SOURCE EXCERPT:

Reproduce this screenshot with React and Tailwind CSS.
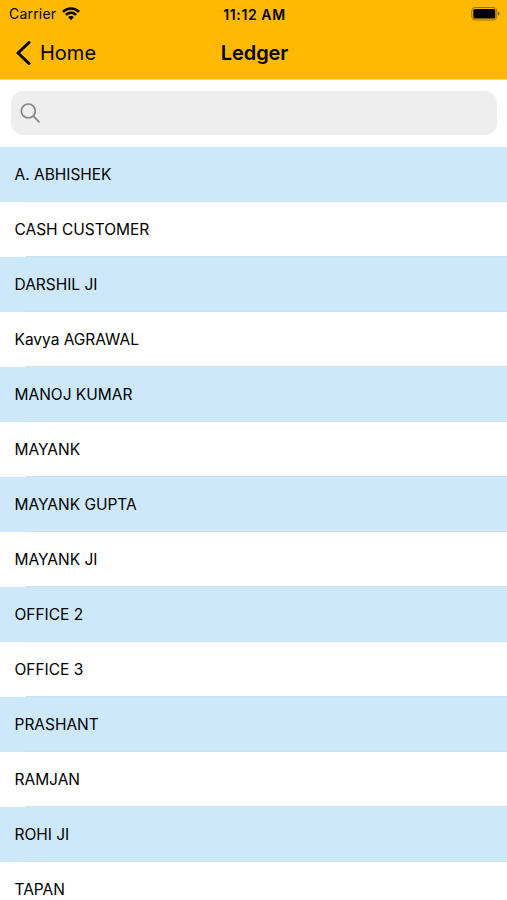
const ledgers = [
  "A. ABHISHEK",
  "CASH CUSTOMER",
  "DARSHIL JI",
  "Kavya AGRAWAL",
  "MANOJ KUMAR",
  "MAYANK",
  "MAYANK GUPTA",
  "MAYANK JI",
  "OFFICE 2",
  "OFFICE 3",
  "PRASHANT",
  "RAMJAN",
  "ROHI JI",
  "TAPAN",
]

function StatusBar() {
  return (
    <div className="grid grid-cols-3 items-center h-[27px] pl-[9px] pr-[7px] text-[14px]">
      <div className="flex items-center gap-[6px]">
        <span className="tracking-[0.2px]">Carrier</span>
        <svg className="w-[18px] h-[14px]" viewBox="0 0 18 14" fill="none" stroke="currentColor" strokeWidth="2.5">
          <path d="M1 4.8C5.5 0.3 12.5 0.3 17 4.8" />
          <path d="M3.9 7.9C6.8 5.1 11.2 5.1 14.1 7.9" />
          <path d="M9 13.2L6 10.1C7.7 8.6 10.3 8.6 12 10.1Z" fill="currentColor" stroke="none" />
        </svg>
      </div>
      <span className="pt-px text-center font-semibold tracking-[0.6px]">11:12 AM</span>
      <svg className="justify-self-end w-[29px] h-[14px]" viewBox="0 0 29 14">
        <rect x="0.75" y="0.5" width="25" height="12.5" rx="3.5" fill="none" stroke="#000" strokeOpacity="0.4" />
        <rect x="2.3" y="2" width="22" height="9.4" rx="1.5" />
        <path d="M27 4.5C29 5.1 29 8.3 27 8.9Z" fillOpacity="0.45" />
      </svg>
    </div>
  )
}

function NavBar() {
  return (
    <div className="grid grid-cols-3 items-center h-[51px] px-[16px]">
      <button className="flex items-center gap-[9px] text-[20px]">
        <svg className="w-[15px] h-[24px]" viewBox="0 0 15 24" fill="none" stroke="currentColor" strokeWidth="3" strokeLinecap="round" strokeLinejoin="round">
          <path d="M13 1.5L2 12L13 22.5" />
        </svg>
        Home
      </button>
      <h1 className="pl-[2px] text-center text-[20px] font-semibold tracking-[-0.1px]">Ledger</h1>
    </div>
  )
}

export default function App() {
  return (
    <div className="h-[900px] overflow-hidden bg-white text-black font-['Inter',sans-serif]">
      <header className="h-[80px] border-b border-[#eed9a5] bg-[#ffb900]">
        <StatusBar />
        <NavBar />
      </header>

      <div className="h-[67px] pl-[11px] pr-[10px] pt-[11px]">
        <div className="flex items-center h-[44px] rounded-[12px] bg-[#eeeeee] pl-[9px]">
          <svg className="w-[21px] h-[21px]" viewBox="0 0 21 21" fill="none" stroke="#858585" strokeWidth="1.7" strokeLinecap="round">
            <circle cx="8.3" cy="8" r="7" />
            <path d="M13.4 13.1L19 18.8" />
          </svg>
        </div>
      </div>

      <ul>
        {ledgers.map((name) => (
          <li key={name} className="h-[55px] odd:bg-[#cce8fa]">
            <div className="flex items-center h-[54px] pl-[14.5px] pt-[2px] text-[15.5px] tracking-[-0.02px]">{name}</div>
            {/* inset separator */}
            <div className="ml-[26px] h-px bg-[#c9e1f0]" />
          </li>
        ))}
      </ul>
    </div>
  )
}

WHAT IS REQUIRED:
Without the pictures, write out the whole listing above exactly as it appears.

CORRECT RESULT:
Reproduce this screenshot with React and Tailwind CSS.
const ledgers = [
  "A. ABHISHEK",
  "CASH CUSTOMER",
  "DARSHIL JI",
  "Kavya AGRAWAL",
  "MANOJ KUMAR",
  "MAYANK",
  "MAYANK GUPTA",
  "MAYANK JI",
  "OFFICE 2",
  "OFFICE 3",
  "PRASHANT",
  "RAMJAN",
  "ROHI JI",
  "TAPAN",
]

function StatusBar() {
  return (
    <div className="grid grid-cols-3 items-center h-[27px] pl-[9px] pr-[7px] text-[14px]">
      <div className="flex items-center gap-[6px]">
        <span className="tracking-[0.2px]">Carrier</span>
        <svg className="w-[18px] h-[14px]" viewBox="0 0 18 14" fill="none" stroke="currentColor" strokeWidth="2.5">
          <path d="M1 4.8C5.5 0.3 12.5 0.3 17 4.8" />
          <path d="M3.9 7.9C6.8 5.1 11.2 5.1 14.1 7.9" />
          <path d="M9 13.2L6 10.1C7.7 8.6 10.3 8.6 12 10.1Z" fill="currentColor" stroke="none" />
        </svg>
      </div>
      <span className="pt-px text-center font-semibold tracking-[0.6px]">11:12 AM</span>
      <svg className="justify-self-end w-[29px] h-[14px]" viewBox="0 0 29 14">
        <rect x="0.75" y="0.5" width="25" height="12.5" rx="3.5" fill="none" stroke="#000" strokeOpacity="0.4" />
        <rect x="2.3" y="2" width="22" height="9.4" rx="1.5" />
        <path d="M27 4.5C29 5.1 29 8.3 27 8.9Z" fillOpacity="0.45" />
      </svg>
    </div>
  )
}

function NavBar() {
  return (
    <div className="grid grid-cols-3 items-center h-[51px] px-[16px]">
      <button className="flex items-center gap-[9px] text-[20px]">
        <svg className="w-[15px] h-[24px]" viewBox="0 0 15 24" fill="none" stroke="currentColor" strokeWidth="3" strokeLinecap="round" strokeLinejoin="round">
          <path d="M13 1.5L2 12L13 22.5" />
        </svg>
        Home
      </button>
      <h1 className="pl-[2px] text-center text-[20px] font-semibold tracking-[-0.1px]">Ledger</h1>
    </div>
  )
}

export default function App() {
  return (
    <div className="h-[900px] overflow-hidden bg-white text-black font-['Inter',sans-serif]">
      <header className="h-[80px] border-b border-[#eed9a5] bg-[#ffb900]">
        <StatusBar />
        <NavBar />
      </header>

      <div className="h-[67px] pl-[11px] pr-[10px] pt-[11px]">
        <div className="flex items-center h-[44px] rounded-[12px] bg-[#eeeeee] pl-[9px]">
          <svg className="w-[21px] h-[21px]" viewBox="0 0 21 21" fill="none" stroke="#858585" strokeWidth="1.7" strokeLinecap="round">
            <circle cx="8.3" cy="8" r="7" />
            <path d="M13.4 13.1L19 18.8" />
          </svg>
        </div>
      </div>

      <ul>
        {ledgers.map((name) => (
          <li key={name} className="h-[55px] odd:bg-[#cce8fa]">
            <div className="flex items-center h-[54px] pl-[14.5px] pt-[2px] text-[15.5px] tracking-[-0.02px]">{name}</div>
            {/* inset separator */}
            <div className="ml-[26px] h-px bg-[#c9e1f0]" />
          </li>
        ))}
      </ul>
    </div>
  )
}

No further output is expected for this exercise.